El receptor es otro. El receptor es el principio y el fin de todo lenguaje. Si no se mueve el receptor, no hay comunicación. O si se mueve de manera contraria a lo esperado… Habana, tenemos un problema. La dictadura continuista ha llegado a su fin existencial porque lo que no puede cambiar es la forma de pensar, de sentir y actuar de la mayoría de los cubanos. Nadie sabe cuánto durará. Pero sí sabemos que es insostenible porque ha perdido, o nunca ha encontrado su propio lenguaje.
Mañana podrían descanelizar el gobierno con un truco de democracia donde un suicida convenientemente preparado pidiera la renuncia del Designado. Nada cambiaria. No hay remplazos para el Finado, y aunque duela admitirlo, un tipo así no nace todos los días ni el mundo de entonces volverá a ser el mismo. Podrían abrir cien canales de televisión con última tecnología y concentrar todo el arsenal comunicativo en una sola institución, como han hecho. Nada cambiaría. La tendencia de las dictaduras es al agotamiento de su propaganda, y en la medida que deja de ser efectiva, aumenta la represión, se hace más visible, descarnada y descarada.

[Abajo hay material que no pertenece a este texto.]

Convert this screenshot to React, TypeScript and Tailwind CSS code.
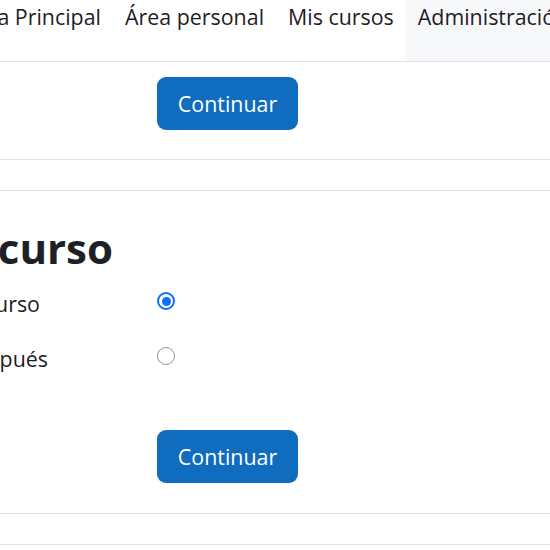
const textColor = 'text-[#1d2125]';

function NavBar() {
  return (
    <div className="flex h-[62px] border-b border-[#dee2e6] whitespace-nowrap text-[21.4px] leading-[32px]">
      <div className="w-[113px] flex justify-end shrink-0">
        <a className={`pr-3 pt-px ${textColor}`}>Página Principal</a>
      </div>
      <a className={`px-3 pt-px ${textColor}`}>Área personal</a>
      <a className={`px-3 pt-px ${textColor}`}>Mis cursos</a>
      <a className={`px-3 pt-px bg-[#f7f8fa] grow ${textColor}`}>Administración del sitio</a>
    </div>
  );
}

function ContinueButton() {
  return (
    <button
      type="button"
      className="w-[141px] h-[53px] rounded-[9px] bg-[#0f6cbf] text-white text-[21.4px] leading-[32px] flex items-center justify-center"
    >
      Continuar
    </button>
  );
}

function Radio({ checked }: { checked?: boolean }) {
  if (checked) {
    return (
      <span className="w-[18px] h-[18px] rounded-full border-2 border-[#0d6efd] bg-white flex items-center justify-center">
        <span className="w-[9px] h-[9px] rounded-full bg-[#0d6efd]" />
      </span>
    );
  }
  return <span className="w-[18px] h-[18px] rounded-full border-[1.5px] border-[#8f959e] bg-white block" />;
}

function OptionRow({ label, endPad, checked }: { label: string; endPad: string; checked?: boolean }) {
  return (
    <div className="flex h-[32px]">
      <div className={`w-[157px] shrink-0 flex justify-end whitespace-nowrap ${endPad}`}>
        <span className={textColor}>{label}</span>
      </div>
      <div className="mt-[4px]">
        <Radio checked={checked} />
      </div>
    </div>
  );
}

export default function App() {
  return (
    <div className="w-[550px] h-[550px] overflow-hidden bg-white font-['Open_Sans',sans-serif]">
      <NavBar />

      {/* Restaurar como un nuevo curso */}
      <div className="pt-[15px] pb-[29px] pl-[157px] border-b border-[#e3e3e3]">
        <ContinueButton />
      </div>
      <div className="h-[31px] border-b border-[#e3e3e3]" />

      {/* Restaurar en este curso */}
      <div className="border-b border-[#e3e3e3] pb-[30px]">
        <div className="mt-[32px] w-[113px] flex justify-end whitespace-nowrap">
          <h2 className={`text-[42px] leading-[50px] font-bold ${textColor}`}>Restaurar en este curso</h2>
        </div>
        <div className="mt-[15px] flex flex-col gap-[23px] text-[21.4px] leading-[32px]">
          <OptionRow label="Fusionar la copia de seguridad con este curso" endPad="pr-[117px]" checked />
          <OptionRow label="Borrar el contenido del curso actual y después" endPad="pr-[109px]" />
        </div>
        <div className="mt-[55px] pl-[157px]">
          <ContinueButton />
        </div>
      </div>
      <div className="h-[31px] border-b border-[#e3e3e3]" />
    </div>
  );
}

Un elemento positivo pudiera tener el Continuismo, paradójicamente, en cuanto a lenguaje y es que el receptor se torna cada día menos pasivo, acepta con menor mansedumbre y acrítica los mensajes oficiales, de los cuales no solo se ha burlado siempre con chistes y ahora memes, sino que ha aprendido a leerlos al revés: si se presenta como logro es un fracaso; donde prometen algo es porque hay crisis -sucedió con los barrios marginales después del 11J; lo que ocultan es más importante que lo que dicen.

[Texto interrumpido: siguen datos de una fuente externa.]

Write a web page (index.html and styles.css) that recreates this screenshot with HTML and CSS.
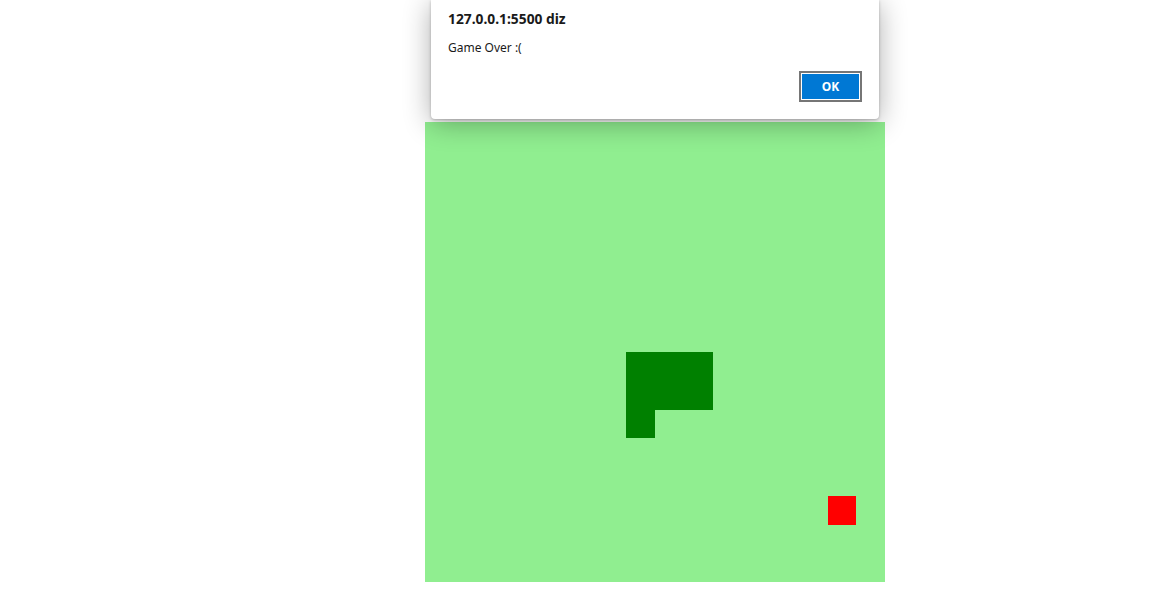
FILE: index.html
```html
<!DOCTYPE html>
<html>
<head>
<meta charset="utf-8">
<link rel="stylesheet" href="styles.css">
</head>
<body>
<div class="stage">
  <div class="board">
    <div class="cell snake" style="grid-column:8;grid-row:9"></div>
    <div class="cell snake" style="grid-column:9;grid-row:9"></div>
    <div class="cell snake" style="grid-column:10;grid-row:9"></div>
    <div class="cell snake" style="grid-column:8;grid-row:10"></div>
    <div class="cell snake" style="grid-column:9;grid-row:10"></div>
    <div class="cell snake" style="grid-column:10;grid-row:10"></div>
    <div class="cell snake" style="grid-column:8;grid-row:11"></div>
    <div class="cell food" style="grid-column:15;grid-row:14"></div>
  </div>
</div>
<div class="dialog">
  <div class="dialog-title">127.0.0.1:5500 diz</div>
  <div class="dialog-msg">Game Over :(</div>
  <div class="dialog-actions">
    <button class="ok">OK</button>
  </div>
</div>
</body>
</html>
```
FILE: styles.css
```css
html, body {
  margin: 0;
  padding: 0;
  background: #fff;
}
.stage {
  padding: 122px 0 0 425px;
}
.board {
  width: 460px;
  height: 460px;
  background: #90ee90;
  display: grid;
  grid-template-columns: repeat(16, 28.75px);
  grid-template-rows: repeat(16, 28.75px);
}
.snake { background: #008000; }
.food { background: #ff0000; }
.dialog {
  position: absolute;
  left: 431px;
  top: 0;
  width: 448px;
  height: 119px;
  box-sizing: border-box;
  background: #fff;
  border-radius: 0 0 4px 4px;
  box-shadow: 0 4px 28px rgba(0,0,0,0.32), 0 1px 3px rgba(0,0,0,0.25);
  padding: 10px 17px 0 17px;
  font-family: "Noto Sans", "Open Sans", sans-serif;
  color: #1a1a1a;
}
.dialog-title {
  font-size: 13.8px;
  font-weight: bold;
  line-height: 18px;
}
.dialog-msg {
  font-size: 12px;
  line-height: 16px;
  margin-top: 12px;
}
.dialog-actions {
  display: flex;
  justify-content: flex-end;
  margin-top: 15px;
}
.ok {
  width: 63px;
  height: 31px;
  box-sizing: border-box;
  border: 2px solid #767676;
  box-shadow: inset 0 0 0 1px #fff;
  background: #0078d4;
  color: #fff;
  font-family: "Noto Sans", "Open Sans", sans-serif;
  font-weight: bold;
  font-size: 12px;
  padding: 0;
  margin-right: 0;
}
```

La Continuidad carece de los tres elementos básicos del lenguaje para ser efectiva, perdurable: un emisor creíble, empático, con carisma; mensajes claros y comprobables, no triunfalistas; y un receptor dispuesto a hacer cambios en sintonía con esos mensajes. Este último elemento, el receptor, es el que las dictaduras suelen ignorar. La palabra es mitad de quien la pronuncia y mitad de quien la escucha, dijo con sabiduría el ensayista Michel de Montaigne. La otra mitad. Esa es la que parece irrecuperable.